Rescaled entanglement spectrum vs momentum along the edge (for ${\lambda }_1={\lambda }_2={\lambda }_{\mathrm{chiral}}=1$). (a)–(c) show different sectors of the $Z$ component of the virtual spin on the edge. The dashed lines show the chiral edge modes. In (a), the momentum of the states of the chiral mode is defined mod $\pi$. The multiplicities 1, 1, 2, and 3 of the quasidegenerate states in the boxes—expected for a CFT—are shown on the plot.

Figure 4

(a) Entanglement entropy $S$ vs cylinder perimeter in the two topological sectors with (open symbols) and without (full symbols) ${\mathbb{Z}}_2$ flux (for ${\lambda }_1={\lambda }_2={\lambda }_{\mathrm{chiral}}=1$).
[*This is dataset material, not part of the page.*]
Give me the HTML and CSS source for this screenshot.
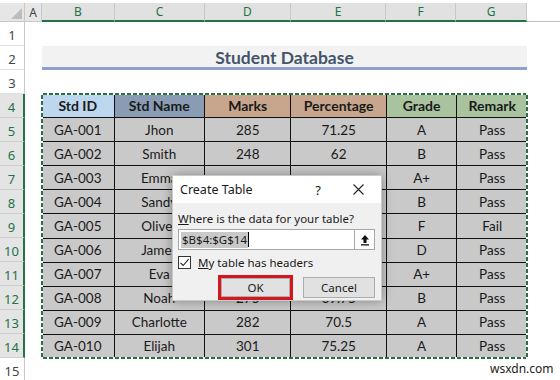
FILE: index.html
```html
<!DOCTYPE html>
<html>
<head>
<meta charset="utf-8">
<link rel="stylesheet" href="styles.css">
</head>
<body>
<div class="page">
  <div class="sheet">
    <div class="corner"><span class="tri"></span></div>
    <div class="ch">A</div>
    <div class="ch sel">B</div>
    <div class="ch sel">C</div>
    <div class="ch sel">D</div>
    <div class="ch sel">E</div>
    <div class="ch sel">F</div>
    <div class="ch sel">G</div>
    <div class="ch-rest"></div>

    <div class="rh r1">1</div>
    <div class="rh r2">2</div>
    <div class="rh r3">3</div>
    <div class="rh sel r4">4</div>
    <div class="rh sel r5">5</div>
    <div class="rh sel r6">6</div>
    <div class="rh sel r7">7</div>
    <div class="rh sel r8">8</div>
    <div class="rh sel r9">9</div>
    <div class="rh sel r10">10</div>
    <div class="rh sel r11">11</div>
    <div class="rh sel r12">12</div>
    <div class="rh sel r13">13</div>
    <div class="rh sel r14">14</div>
    <div class="rh r15">15</div>

    <div class="title">Student Database</div>

    <div class="tbl">
      <div class="th c-id">Std ID</div>
      <div class="th c-name">Std Name</div>
      <div class="th c-tan">Marks</div>
      <div class="th c-tan">Percentage</div>
      <div class="th c-green">Grade</div>
      <div class="th c-green">Remark</div>

      <div class="td">GA-001</div><div class="td">Jhon</div><div class="td">285</div><div class="td">71.25</div><div class="td">A</div><div class="td">Pass</div>
      <div class="td">GA-002</div><div class="td">Smith</div><div class="td">248</div><div class="td">62</div><div class="td">B</div><div class="td">Pass</div>
      <div class="td">GA-003</div><div class="td">Emma</div><div class="td"></div><div class="td"></div><div class="td">A+</div><div class="td">Pass</div>
      <div class="td">GA-004</div><div class="td">Sandy</div><div class="td"></div><div class="td"></div><div class="td">B</div><div class="td">Pass</div>
      <div class="td">GA-005</div><div class="td">Oliver</div><div class="td"></div><div class="td"></div><div class="td">F</div><div class="td">Fail</div>
      <div class="td">GA-006</div><div class="td">James</div><div class="td"></div><div class="td"></div><div class="td">D</div><div class="td">Pass</div>
      <div class="td">GA-007</div><div class="td">Eva</div><div class="td"></div><div class="td"></div><div class="td">A+</div><div class="td">Pass</div>
      <div class="td">GA-008</div><div class="td">Noah</div><div class="td">275</div><div class="td">69.75</div><div class="td">B</div><div class="td">Pass</div>
      <div class="td">GA-009</div><div class="td">Charlotte</div><div class="td">282</div><div class="td">70.5</div><div class="td">A</div><div class="td">Pass</div>
      <div class="td">GA-010</div><div class="td">Elijah</div><div class="td">301</div><div class="td">75.25</div><div class="td">A</div><div class="td">Pass</div>
      <div class="ants"></div>
    </div>
  </div>

  <div class="dialog">
    <div class="dlg-title">
      <span class="dlg-name">Create Table</span>
      <span class="dlg-help">?</span>
      <span class="dlg-close">
        <svg width="11" height="11" viewBox="0 0 11 11"><path d="M0.5 0.5 L10.5 10.5 M10.5 0.5 L0.5 10.5" stroke="#222" stroke-width="1.1" fill="none"/></svg>
      </span>
    </div>
    <div class="dlg-body">
      <div class="dlg-label"><u>W</u>here is the data for your table?</div>
      <div class="dlg-input">
        <span class="range">$B$4:$G$14</span>
        <span class="caret"></span>
        <span class="pick">
          <svg width="10" height="12" viewBox="0 0 10 12"><path d="M5 1 L9 5.5 L6.5 5.5 L6.5 9 L3.5 9 L3.5 5.5 L1 5.5 Z" fill="#111"/><rect x="1" y="10.2" width="8" height="1.3" fill="#111"/></svg>
        </span>
      </div>
      <div class="dlg-check">
        <span class="box">
          <svg width="11" height="11" viewBox="0 0 11 11"><path d="M1.5 5.8 L4.2 8.5 L9.6 2.2" stroke="#222" stroke-width="1.1" fill="none"/></svg>
        </span>
        <span><u>M</u>y table has headers</span>
      </div>
      <div class="dlg-buttons">
        <div class="ok-ring"><div class="btn">OK</div></div>
        <div class="btn cancel">Cancel</div>
      </div>
    </div>
  </div>

  <div class="mark">wsxdn.com</div>
</div>
</body>
</html>
```

FILE: styles.css
```css
* { box-sizing: border-box; }
html, body { margin: 0; padding: 0; background: #fff; }
body { width: 560px; height: 380px; overflow: hidden; font-family: "Lato", "Open Sans", sans-serif; }

.page { position: relative; width: 560px; height: 380px; padding-top: 3px; }

.sheet {
  display: grid;
  grid-template-columns: 25px 17px 73px 90px 86px 95px 70px 71px 1fr;
  grid-template-rows: 19px repeat(15, 24px);
}

.corner {
  grid-column: 1; grid-row: 1;
  background: #e6e6e6;
  border-right: 1px solid #c8c8c8;
  border-bottom: 1px solid #c8c8c8;
  position: relative;
}
.tri {
  position: absolute; right: 2px; bottom: 2px;
  width: 0; height: 0;
  border-left: 11px solid transparent;
  border-bottom: 11px solid #bdbdbd;
}

.ch {
  grid-row: 1;
  background: #e6e6e6;
  border-right: 1px solid #c8c8c8;
  border-bottom: 1px solid #c8c8c8;
  color: #444;
  font-family: "Noto Sans", sans-serif;
  font-size: 12px;
  display: flex; align-items: center; justify-content: center;
}
.ch.sel { background: #e1e1e1; color: #217346; border-bottom: 2px solid #217346; }
.ch-rest { grid-row: 1; border-bottom: 1px solid #bfbfbf; }

.rh {
  grid-column: 1;
  border-right: 1px solid #c8c8c8;
  border-bottom: 1px solid #e0e0e0;
  color: #444;
  font-family: "Noto Sans", sans-serif;
  font-size: 13px;
  display: flex; align-items: flex-end; justify-content: center;
  padding-bottom: 1px;
}
.rh.sel { background: #e4e4e4; color: #217346; border-right: 2px solid #217346; border-bottom-color: #cfcfcf; }
.r1 { grid-row: 2; } .r2 { grid-row: 3; } .r3 { grid-row: 4; } .r4 { grid-row: 5; }
.r5 { grid-row: 6; } .r6 { grid-row: 7; } .r7 { grid-row: 8; } .r8 { grid-row: 9; }
.r9 { grid-row: 10; } .r10 { grid-row: 11; } .r11 { grid-row: 12; } .r12 { grid-row: 13; }
.r13 { grid-row: 14; } .r14 { grid-row: 15; } .r15 { grid-row: 16; }

.title {
  grid-column: 3 / 9; grid-row: 3;
  background: #f2f2f2;
  border-bottom: 3px solid #8ea2d2;
  color: #44546a;
  font-weight: 700;
  font-size: 17.5px;
  display: flex; align-items: center; justify-content: center;
  padding-top: 1px;
}

.tbl {
  grid-column: 3 / 9; grid-row: 5 / 16;
  position: relative;
  display: grid;
  grid-template-columns: 72fr 90fr 86fr 95fr 70fr 70fr;
  grid-template-rows: repeat(11, 1fr);
  gap: 1px;
  background: #111;
}
.th, .td {
  display: flex; align-items: center; justify-content: center;
  color: #1a1a1a;
}
.th { font-weight: 700; font-size: 14px; }
.td { background: #c9c9c9; font-size: 13.5px; }
.c-id { background: #bdd7ee; }
.c-name { background: #8a9cb4; }
.c-tan { background: #c8a68d; }
.c-green { background: #a9c39f; }

.ants {
  position: absolute; inset: -1px;
  border: 2px solid #2a6e45;
  pointer-events: none;
}
.ants::before {
  content: "";
  position: absolute; inset: -2px;
  background:
    repeating-linear-gradient(90deg, #fff 0 2px, transparent 2px 6px) top left / 100% 2px no-repeat,
    repeating-linear-gradient(90deg, #fff 0 2px, transparent 2px 6px) bottom left / 100% 2px no-repeat,
    repeating-linear-gradient(180deg, #fff 0 2px, transparent 2px 6px) top left / 2px 100% no-repeat,
    repeating-linear-gradient(180deg, #fff 0 2px, transparent 2px 6px) top right / 2px 100% no-repeat;
}

.dialog {
  position: absolute;
  left: 172px; top: 175px;
  width: 210px; height: 126px;
  background: #f0f0f0;
  border: 1px solid #c9c9c9;
  box-shadow: 0 0 10px rgba(0,0,0,0.35);
  font-family: "Noto Sans", sans-serif;
  font-size: 11.5px;
  color: #1a1a1a;
  display: flex; flex-direction: column;
}
.dlg-title {
  height: 27px;
  background: #fff;
  display: flex; align-items: center;
  padding: 0 0 0 7px;
  font-size: 12.5px;
}
.dlg-name { flex: 1; }
.dlg-help { width: 18px; text-align: center; margin-right: 26px; font-size: 13px; }
.dlg-close { width: 16px; margin-right: 12px; display: flex; align-items: center; }

.dlg-body { padding: 7px 6px 0 5px; display: flex; flex-direction: column; }
.dlg-label { height: 17px; line-height: 17px; }
.dlg-input {
  margin-top: 2px;
  height: 21px;
  background: #fff;
  border: 1px solid #a8a8a8;
  display: flex; align-items: center;
  padding-left: 2px;
}
.range { background: #c9c9c9; padding: 0 1px; line-height: 16px; }
.caret { width: 1px; height: 15px; background: #000; }
.pick {
  margin-left: auto;
  width: 20px; height: 19px;
  border-left: 1px solid #a8a8a8;
  display: flex; align-items: center; justify-content: center;
  background: #fdfdfd;
}
.dlg-check { display: flex; align-items: center; gap: 7px; height: 22px; margin-top: 1px; }
.box {
  width: 13px; height: 13px;
  border: 1px solid #333;
  background: #fff;
  display: flex; align-items: center; justify-content: center;
}
.dlg-buttons { display: flex; align-items: center; justify-content: flex-end; gap: 10px; margin-top: 2px; }
.ok-ring { border: 3px solid #d5161d; }
.btn {
  width: 69px; height: 19px;
  background: #e1e1e1;
  border: 1px solid #adadad;
  display: flex; align-items: center; justify-content: center;
  font-size: 11.5px;
}
.cancel { width: 72px; height: 21px; }

.mark {
  position: absolute; left: 490px; top: 360px;
  font-family: "Noto Sans", sans-serif;
  font-size: 12px; color: #222;
}
```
Linear fits (area law) $S=a{N}_v+b$ are shown. (b) Weights vs $N$ of the entanglement Hamiltonian decomposed in terms of $N$-body contributions, for $N_v=6$ and $N_v=8$.

Figure 5

Finite size scaling of the leading eigenvalues of the diagonal blocks (${\mathrm{\Gamma }}_{ee}$ and ${\mathrm{\Gamma }}_{oo}$) and of the off-diagonal blocks (${\tilde{\mathrm{\Gamma }}}_{ee}$ and ${\mathrm{\Gamma }}_{eo}$) of the transfer matrix (after proper normalization). Same notation as Fig. 2 in the main text. The three panels correspond to different choices of the parameters of the PEPS as indicated on the plot. (a) is a nonchiral RVB state (${\tilde{\gamma }}_{ee}=1$), (b) does not contain NN valence bonds, and (c) is a repetition of Fig. 2 for convenience.

Figure 6

Entanglement spectrum vs momentum along the edge for $N_v=4,6,8$ (for ${\lambda }_1={\lambda }_2={\lambda }_{\mathrm{chiral}}=1$). (a)–(c) show $S_z=0, |S_z|=1$, and $|S_z|=1/2$, respectively. The dashed lines show a fit of the chiral edge modes for $N_v=8$. (d) Finite size scaling of the lowest eigenvalue of the ES.